You shouldn’t expect to be running a marathon in your first few weeks – take it slow and be realistic. Start with some interval cardio sessions that incorporate a mix of both walking and jogging. As you get fitter make your running intervals longer. Start with 30 sec on 30 sec recover, then 45 sec on, 15 sec off. Progress to 2 min run 30 sec recover. Soon you’ll be jogging and piece by piece increasing your endurance, until you ARE ready for that marathon!
Should running hurt?
As with any new exercise, some discomfort is normal at the outset, particularly with running when you are adding distance and intensity to your training. Having said this, running shouldn’t cause any serious pain or discomfort. If you’re not sure about the pain, try walking for a minute or two to see if the discomfort disappears. If it stays seek professional diagnosis from a sports Dr or Physio. A little niggle can become debilitating rapidly.
What should I wear?
Unlike many team sports, running doesn’t require much investment in terms of gear and accessories, but you do need to invest in a quality pair of running shoes. You know I love my Asics, Kayano or GT 3000 are my preferred choice for running. Running shoes are designed to help your foot strike the ground properly, reducing the amount of shock that travels up your leg. They’re also made to fit your foot snugly, which reduces slipping and sliding that can lead to blisters. Compression tights help muscles recover and, I find, do a great job of keeping my legs warm on a cold, early morning run. My Heart Rate Monitor is also an essential training companion for me. I hate not having the hard copy data of my run to asses and critique post event. I’ve found Suunto to be the most accurate and reliable.
Should I breathe through my nose or my mouth?
Both. It’s normal and natural to breathe through your nose and mouth at the same time. Keep your mouth slightly open, and relax your jaw muscles.

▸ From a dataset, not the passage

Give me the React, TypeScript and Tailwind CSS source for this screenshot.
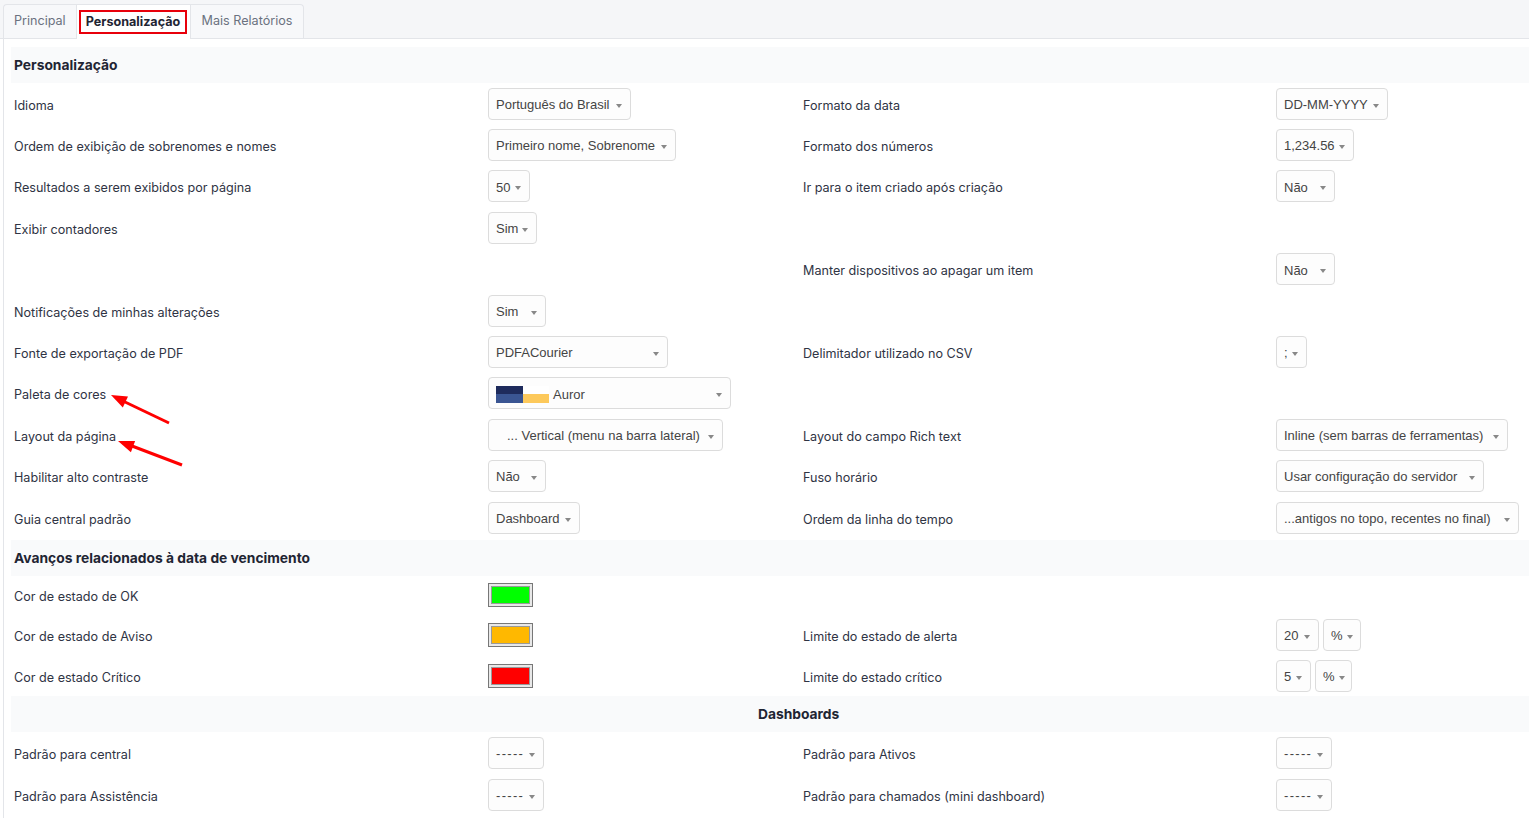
import React from "react";

type Opt = { text: string; w: number; pl?: number; palette?: boolean; wide?: boolean };
type Cell = { label?: string; selects?: Opt[]; swatch?: string };
type Row = { h: number; left: Cell; right: Cell };

const labelFont = { fontFamily: "Inter, 'Noto Sans', sans-serif" };
const selectFont = { fontFamily: "'Liberation Sans', Arial, sans-serif" };

function Caret() {
  return <span className="mt-[2px] inline-block h-0 w-0 shrink-0 border-x-[3px] border-t-[4px] border-x-transparent border-t-[#888]" />;
}

function Select({ opt }: { opt: Opt }) {
  return (
    <div
      className="flex h-[32px] shrink-0 items-center justify-between gap-[4px] rounded-[4px] border border-[#dcdcdc] bg-[#fdfdfd] pr-[8px] pt-[2px] text-[13px] text-[#444]"
      style={{ ...selectFont, width: opt.w, paddingLeft: opt.pl ?? 7 }}
    >
      <span className={"flex items-center whitespace-nowrap" + (opt.wide ? " tracking-[1.3px]" : "")}>
        {opt.palette ? (
          <span className="mr-[4px] grid h-[17px] w-[53px] grid-cols-2 grid-rows-2">
            <span className="bg-[#1e2b5c]" />
            <span className="bg-white" />
            <span className="bg-[#3a5592]" />
            <span className="bg-[#fdc95b]" />
          </span>
        ) : null}
        {opt.text}
      </span>
      <Caret />
    </div>
  );
}

function Swatch({ color }: { color: string }) {
  return (
    <div className="h-[24px] w-[45px] border border-[#777] bg-[#e8e8e8] p-[2px]">
      <div className="h-full w-full border border-[#999]" style={{ backgroundColor: color }} />
    </div>
  );
}

function Control({ cell }: { cell: Cell }) {
  if (cell.swatch) return <Swatch color={cell.swatch} />;
  if (!cell.selects) return null;
  return (
    <div className="flex gap-[4px]">
      {cell.selects.map((o, i) => (
        <Select key={i} opt={o} />
      ))}
    </div>
  );
}

function Label({ text }: { text?: string }) {
  return (
    <span className="text-[12.6px] text-[#2f3444]" style={labelFont}>
      {text}
    </span>
  );
}

function SettingRow({ row }: { row: Row }) {
  return (
    <div className="flex items-center" style={{ height: row.h }}>
      <div className="w-[477px] shrink-0 pl-[3px]">
        <Label text={row.left.label} />
      </div>
      <div className="w-[315px] shrink-0">
        <Control cell={row.left} />
      </div>
      <div className="w-[473px] shrink-0">
        <Label text={row.right.label} />
      </div>
      <div className="flex-1">
        <Control cell={row.right} />
      </div>
    </div>
  );
}

function SectionHeader({ title, center }: { title: string; center?: boolean }) {
  return (
    <div
      className={
        "flex h-[36px] items-center bg-[#f9fafb] text-[13.8px] font-bold text-[#1f2533] " +
        (center ? "pl-[747px]" : "pl-[3px]")
      }
      style={labelFont}
    >
      {title}
    </div>
  );
}

const s = (text: string, w: number, pl?: number): Opt => ({ text, w, pl });
const dashes: Opt = { text: "-----", w: 56, wide: true };

const personal: Row[] = [
  { h: 41.4, left: { label: "Idioma", selects: [s("Português do Brasil", 143)] }, right: { label: "Formato da data", selects: [s("DD-MM-YYYY", 112)] } },
  { h: 41.4, left: { label: "Ordem de exibição de sobrenomes e nomes", selects: [s("Primeiro nome, Sobrenome", 188)] }, right: { label: "Formato dos números", selects: [s("1,234.56", 78)] } },
  { h: 41.4, left: { label: "Resultados a serem exibidos por página", selects: [s("50", 42)] }, right: { label: "Ir para o item criado após criação", selects: [s("Não", 59)] } },
  { h: 41.4, left: { label: "Exibir contadores", selects: [s("Sim", 49)] }, right: {} },
  { h: 41.4, left: {}, right: { label: "Manter dispositivos ao apagar um item", selects: [s("Não", 59)] } },
  { h: 41.4, left: { label: "Notificações de minhas alterações", selects: [s("Sim", 58)] }, right: {} },
  { h: 41.4, left: { label: "Fonte de exportação de PDF", selects: [s("PDFACourier", 180)] }, right: { label: "Delimitador utilizado no CSV", selects: [s(";", 31)] } },
  { h: 41.4, left: { label: "Paleta de cores", selects: [{ text: "Auror", w: 243, palette: true }] }, right: {} },
  { h: 41.4, left: { label: "Layout da página", selects: [s("... Vertical (menu na barra lateral)", 235, 18)] }, right: { label: "Layout do campo Rich text", selects: [s("Inline (sem barras de ferramentas)", 232)] } },
  { h: 41.4, left: { label: "Habilitar alto contraste", selects: [s("Não", 58)] }, right: { label: "Fuso horário", selects: [s("Usar configuração do servidor", 208)] } },
  { h: 41.4, left: { label: "Guia central padrão", selects: [s("Dashboard", 92)] }, right: { label: "Ordem da linha do tempo", selects: [s("...antigos no topo, recentes no final)", 243)] } },
];

const due: Row[] = [
  { h: 38, left: { label: "Cor de estado de OK", swatch: "#00ff00" }, right: {} },
  { h: 41, left: { label: "Cor de estado de Aviso", swatch: "#ffb800" }, right: { label: "Limite do estado de alerta", selects: [s("20", 43), s("%", 38)] } },
  { h: 41, left: { label: "Cor de estado Crítico", swatch: "#ff0000" }, right: { label: "Limite do estado crítico", selects: [s("5", 35), s("%", 37)] } },
];

const dash: Row[] = [
  { h: 41.5, left: { label: "Padrão para central", selects: [dashes] }, right: { label: "Padrão para Ativos", selects: [dashes] } },
  { h: 41.5, left: { label: "Padrão para Assistência", selects: [dashes] }, right: { label: "Padrão para chamados (mini dashboard)", selects: [dashes] } },
];

export default function App() {
  return (
    <div className="relative h-[818px] w-[1529px] overflow-hidden bg-white" style={labelFont}>
      <div className="flex h-[39px] items-end border-b border-[#e3e5e9] bg-[#f5f6f8] pl-[3px]">
        <div className="flex h-[34px] w-[73px] items-center rounded-tl-[4px] border-l border-t border-[#e3e5e9] bg-[#f7f8fa] pl-[10px] text-[12.6px] text-[#6b7280]">
          Principal
        </div>
        <div className="-mb-px flex h-[35px] w-[115px] items-center border-x border-t border-[#e3e5e9] bg-white px-[2px]">
          <span className="flex h-[24px] w-[108px] items-center justify-center border-2 border-[#e8000b] text-[12.6px] font-bold text-[#1f2533]">
            Personalização
          </span>
        </div>
        <div className="flex h-[34px] w-[113px] items-center justify-center rounded-tr-[4px] border-r border-t border-[#e3e5e9] bg-[#f7f8fa] text-[12.6px] text-[#6b7280]">
          Mais Relatórios
        </div>
      </div>
      <div className="ml-[3px] h-full border-l border-[#e3e5e9] pl-[7px] pt-[8px]">
        <SectionHeader title="Personalização" />
        {personal.map((r, i) => (
          <SettingRow key={i} row={r} />
        ))}
        <div className="h-[2px]" />
        <SectionHeader title="Avanços relacionados à data de vencimento" />
        {due.map((r, i) => (
          <SettingRow key={i} row={r} />
        ))}
        <SectionHeader title="Dashboards" center />
        {dash.map((r, i) => (
          <SettingRow key={i} row={r} />
        ))}
      </div>
      <svg className="pointer-events-none absolute left-0 top-0" width="1529" height="818">
        <line x1="169" y1="423" x2="124" y2="401.5" stroke="#ff0000" strokeWidth="3" />
        <polygon points="111,395 128,396.6 122.8,407.4" fill="#ff0000" />
        <line x1="182" y1="465" x2="132" y2="446" stroke="#ff0000" strokeWidth="3" />
        <polygon points="118,441 135.1,441 130.9,452.2" fill="#ff0000" />
      </svg>
    </div>
  );
}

What should I eat before a run?
This will vary from person to person. Many people find that running first thing in the morning on an empty stomach most comfortable, while for others who wake up hungry, find that some light carbs like, oats, fruit or multi-grain toast is an essential pre run habit. What’s important is to listen to your body and take note of how it feels and responds to food. If you’re running for more than 40 mins or at a HR > 140 you will need carbs to optimize performance.
How is running on a treadmill different from running outside?

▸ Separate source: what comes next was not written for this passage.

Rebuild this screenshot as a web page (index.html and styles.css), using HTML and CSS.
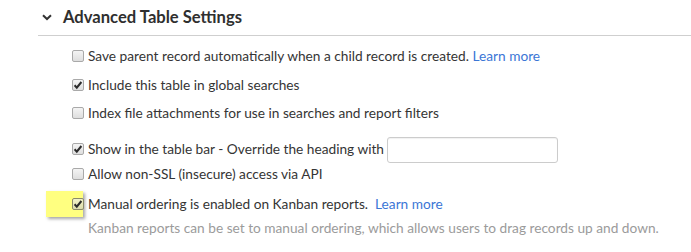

Running outdoors is definitely more challenging than running on a treadmill. You’re exposed to the elements and presented with varied terrain and gradients. A treadmill “pulls” the ground underneath your feet, and you don’t face any wind resistance, both of which make running easier as you don’t have to propel yourself forward and up. Many treadmills are padded which means they are gentler on your joints and an easier option if you are carrying extra weight. For an inside run which better resembles running outdoors continually vary your incline and speed.
How do I prevent getting a side stitch when I run?

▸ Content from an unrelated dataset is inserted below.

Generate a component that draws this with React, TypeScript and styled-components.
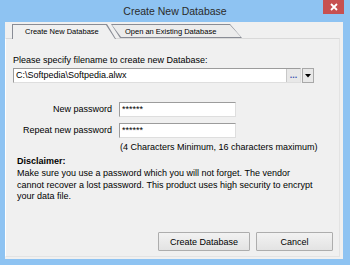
import React from 'react'
import styled, { createGlobalStyle } from 'styled-components'

const GlobalStyle = createGlobalStyle`
  html, body {
    margin: 0;
    padding: 0;
    background: #8ec3f2;
  }
  body {
    font-family: 'Liberation Sans', Arial, sans-serif;
    font-size: 9px;
    color: #000;
  }
`

const Window = styled.div`
  width: 350px;
  height: 265px;
  background: #8ec3f2;
  display: flex;
  flex-direction: column;
  overflow: hidden;
`

const TitleBar = styled.div`
  height: 22px;
  position: relative;
  display: flex;
  align-items: center;
  justify-content: center;
  font-size: 10.5px;
  color: #2b2b2b;
`

const CloseButton = styled.div`
  position: absolute;
  top: 0;
  right: 6px;
  width: 21px;
  height: 14px;
  background: #c75050;
  display: flex;
  align-items: center;
  justify-content: center;
`

const Client = styled.div`
  flex: 1;
  margin: 0 7px 6px 5px;
  padding: 2px 3px 2px 0;
  background: #f0f0f0;
  display: flex;
  flex-direction: column;
`

const TabStrip = styled.div`
  display: flex;
  padding-left: 7px;
  height: 14px;
`

const Tab = styled.div<{ $active?: boolean; $slantLeft?: boolean; $width: number }>`
  position: relative;
  width: ${p => p.$width}px;
  height: ${p => (p.$active ? 15 : 14)}px;
  margin-left: ${p => (p.$slantLeft ? -5 : 0)}px;
  z-index: ${p => (p.$active ? 2 : 1)};
  background: #898c95;
  clip-path: ${p =>
    p.$slantLeft
      ? 'polygon(0 0, calc(100% - 12px) 0, 100% 100%, 9px 100%)'
      : 'polygon(0 0, calc(100% - 9px) 0, 100% 100%, 0 100%)'};
  display: flex;
  align-items: center;
  padding-left: ${p => (p.$slantLeft ? 14 : 13)}px;
  padding-bottom: ${p => (p.$active ? 1 : 0)}px;
  box-sizing: border-box;

  &::before {
    content: '';
    position: absolute;
    top: 1px;
    left: 1px;
    right: 0;
    bottom: ${p => (p.$active ? 0 : 1)}px;
    background: ${p => (p.$active ? '#f0f0f0' : '#ececec')};
    clip-path: ${p =>
      p.$slantLeft
        ? 'polygon(0 0, calc(100% - 12px) 0, calc(100% - 1px) 100%, 9px 100%)'
        : 'polygon(0 0, calc(100% - 10px) 0, calc(100% - 1px) 100%, 0 100%)'};
  }
  & > span {
    position: relative;
    font-size: 7.5px;
    color: #000;
    white-space: nowrap;
  }
`

const Panel = styled.div`
  flex: 1;
  border: 1px solid #ffffff;
  border-right-color: #e3e3e3;
  border-bottom-color: #e3e3e3;
  border-top-color: #d9d9d9;
  padding: 16px 6px 5px 7px;
  display: flex;
  flex-direction: column;
  position: relative;
  z-index: 1;
`

const Label = styled.div`
  line-height: 11px;
  white-space: nowrap;
`

const FileRow = styled.div`
  display: flex;
  margin-top: 2px;
  height: 15px;
`

const Field = styled.div<{ $width: number }>`
  width: ${p => p.$width}px;
  height: 15px;
  box-sizing: border-box;
  background: #fff;
  border: 1px solid;
  border-color: #9c9c9c #dedede #dedede #9c9c9c;
  display: flex;
  align-items: center;
  padding-left: 2px;
  line-height: 11px;
  font-size: 9px;
`

const FieldText = styled.span`
  flex: 1;
  white-space: nowrap;
`

const DotsButton = styled.div`
  width: 14px;
  height: 13px;
  background: #e8e8e8;
  border-left: 1px solid #c8c8c8;
  display: flex;
  align-items: flex-end;
  justify-content: center;
  color: #3d55b0;
  font-size: 9px;
  font-weight: bold;
  line-height: 9px;
  padding-bottom: 2px;
  box-sizing: border-box;
`

const DropButton = styled.div`
  width: 12px;
  height: 15px;
  margin-left: 1px;
  box-sizing: border-box;
  background: #e8e8e8;
  border: 1px solid #a8a8a8;
  display: flex;
  align-items: center;
  justify-content: center;
`

const FormGrid = styled.div`
  display: grid;
  grid-template-columns: 99px 117px;
  column-gap: 7px;
  row-gap: 6px;
  margin-top: 19px;
  align-items: center;
`

const RowLabel = styled.div`
  text-align: right;
  white-space: nowrap;
  line-height: 11px;
`

const Hint = styled.div`
  margin: 4px 0 0 107px;
  line-height: 11px;
  white-space: nowrap;
`

const DisclaimerTitle = styled.div`
  margin: 3px 0 0 4px;
  font-weight: bold;
  line-height: 11px;
`

const DisclaimerText = styled.p`
  margin: 1px 0 0 4px;
  width: 302px;
  line-height: 11.5px;
`

const ButtonRow = styled.div`
  margin-top: auto;
  display: flex;
  justify-content: flex-end;
  gap: 6px;
`

const Button = styled.button<{ $width: number }>`
  width: ${p => p.$width}px;
  height: 19px;
  padding: 0;
  font-family: 'Liberation Sans', Arial, sans-serif;
  font-size: 9px;
  color: #000;
  background: linear-gradient(#f2f2f2, #e3e3e3);
  border: 1px solid #adadad;
  border-radius: 1px;
`

export default function App() {
  return (
    <>
      <GlobalStyle />
      <Window>
        <TitleBar>
          Create New Database
          <CloseButton>
            <svg width="8" height="8" viewBox="0 0 8 8">
              <path d="M1 1 L7 7 M7 1 L1 7" stroke="#fff" strokeWidth="1.8" />
            </svg>
          </CloseButton>
        </TitleBar>
        <Client>
          <TabStrip>
            <Tab $active $width={104}>
              <span>Create New Database</span>
            </Tab>
            <Tab $slantLeft $width={131}>
              <span>Open an Existing Database</span>
            </Tab>
          </TabStrip>
          <Panel>
            <Label>Please specify filename to create new Database:</Label>
            <FileRow>
              <Field $width={288}>
                <FieldText>C:\Softpedia\Softpedia.alwx</FieldText>
                <DotsButton>...</DotsButton>
              </Field>
              <DropButton>
                <svg width="6" height="4" viewBox="0 0 6 4">
                  <path d="M0 0 H6 L3 3.5 Z" fill="#000" />
                </svg>
              </DropButton>
            </FileRow>
            <FormGrid>
              <RowLabel>New password</RowLabel>
              <Field $width={117}>
                <FieldText>******</FieldText>
              </Field>
              <RowLabel>Repeat new password</RowLabel>
              <Field $width={117}>
                <FieldText>******</FieldText>
              </Field>
            </FormGrid>
            <Hint>(4 Characters Minimum, 16 characters maximum)</Hint>
            <DisclaimerTitle>Disclaimer:</DisclaimerTitle>
            <DisclaimerText>
              Make sure you use a password which you will not forget. The vendor cannot recover a lost
              password. This product uses high security to encrypt your data file.
            </DisclaimerText>
            <ButtonRow>
              <Button $width={92}>Create Database</Button>
              <Button $width={77}>Cancel</Button>
            </ButtonRow>
          </Panel>
        </Client>
      </Window>
    </>
  )
}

Stitches are common among beginners because your abdomen is not used to the jostling that running causes. Most runners find that stitches go away as fitness increases. When you get a stitch, breathe slowly and deeply in through your nose and out through your mouth. It may also help to walk for a few breaths until the stitch subsides. Supplementation with magnesium has been found to be beneficial.
What can I do inside the gym to help my running?
Cross training is essential. Try cardio machines like X-trainer, rower and bikes to take away the impact in your training. A sound strength base developed from resistance training will always assist good running. Always maintain good flexibility and range of movement through stretching, yoga and range of movement exercises.